That’s it, ROSH HASHANA is fast approaching.
In a little less than a week, it’s the big day!
So this year, as promised, I’ll take care of it a little more in advance than usual.
And instead of posting pictures of holiday dishes after the holidays, well this year I’m making them in advance.
Because as nice as it is to make you drool afterwards, hey, it’s still more fun to have the recipe a little in advance, to be able to organize and have the time to prepare the menu, to go shopping and everything else…
So then, today, for all those good reasons, I give you a delicious Shabbos fish balls with red sauce recipe.
First thing you should know, these meatballs freeze really well, so don’t hesitate to make them in advance to save time 😉 !!
In addition, they are super light (at least in the mouth) since they are poached directly in the sauce.
And above all, they are super-mega-ultra good!!!
Soft and tender in the middle with a a kind of spicy red sauce that goes perfectly well with the taste of the fish.
I therefore would strongly advise you to go directly to your fishmonger to get the raw materials and to return to the kitchen pronto to prepare these little wonders!!!
for the stuffing:
- 1 kg fish meat (a mixture of skinless whiting and hake)
- 1 onion
- 1 potato
- 1 garlic clove
- 1 egg
- 1 Tbsp breadcrumbs
- 3 Tbsp oil
- 1/2 glass of water
- salt and pepper
for the sauce:
- 1,5 kg tomatoes or 3 packets of diced tomatoes
- 2 red bell peppers
- 2 large sweet onions
- 1 bunch parsley
- 1 bunch coriander
- 1 small dried red hot pepper
- 1 Tsp paprika
- 1/2 Tsp cayenne pepper
- salt and pepper
- olive oil
for the fish balls stuffing
- In a blender put the peeled onion, quartered, the peeled potato cut in chunks, the garlic clove, and the already washed 1/2 bunch parsley and coriander and mix until you obtain a sort of greenish liquid.
- Add the fish fillets and mix again.
- Add the water, oil, egg, salt and pepper and the breadcrumbs, and mix one last time until you obtain a homogeneous mixture that is supple to the touch (if you find that the mixture is not soft enough, add water.)

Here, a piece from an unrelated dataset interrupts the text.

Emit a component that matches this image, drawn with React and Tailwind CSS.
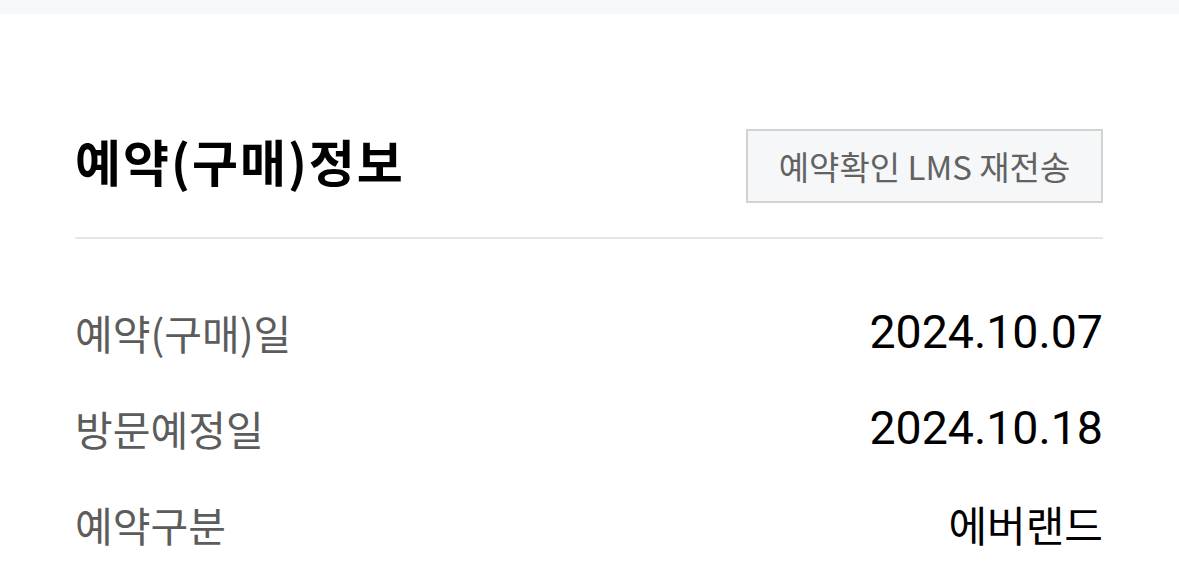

- Cover tightly with plastic wrap and let rest in the fridge.
for the sauce
- Peel, cut and seed the tomatoes.
- Dice the 2 onions and sautée in a frying pan with olive oil and a garlic clove.
- When the onions are translucent, let cook for another 2-3 minutes and add the diced tomatoes.
- Stew for 10 minutes. Add salt and pepper.
- Add the spices (hot pepper, paprika and dried hot pepper or powdered Nora)
- Finely chop half the bunch coriander with half the bunch flat parsley and add to the sauce.
- Simmer for fifteen minutes, then dice the peppers and add them to the tomato sauce.
- Cook everything for 20 more minutes.
- While the sauce is simmering, form the balls with your hands.
- The balls must be rolled between the two palms of the hands, long enough for them to be perfectly round and to hold well during cooking.
- When all the balls are rolled, throw them carefully in the tomato sauce.
- Add a big glass of water, and a drizzle of olive oil and let gently cook covered for about twenty minutes, adding water if necessary.
- Putting the fish stuffing in the refrigerator allows it to solidify and absorb the flavors contained in the aromatic herbs and spices.
So there are 2 advantages : a more flavored ball, but also easier to roll !!
- Rolling the balls between the palms of the hand in a circular motion for a while, allows the ball to be well rounded and not to break during cooking.
- You can coat your hands with water or oil because otherwise after 3 or 4 balls it tends to stick. So this way, it will prevent the stuffing from sticking to your hands.
- If you do not like spicy flavors, do not put Cayenne hot pepper and above all think about removing the seeds from the dried hot pepper.
- Finally, remember that these fish balls freeze well. So don’t hesitate to make them in advance, or even to double.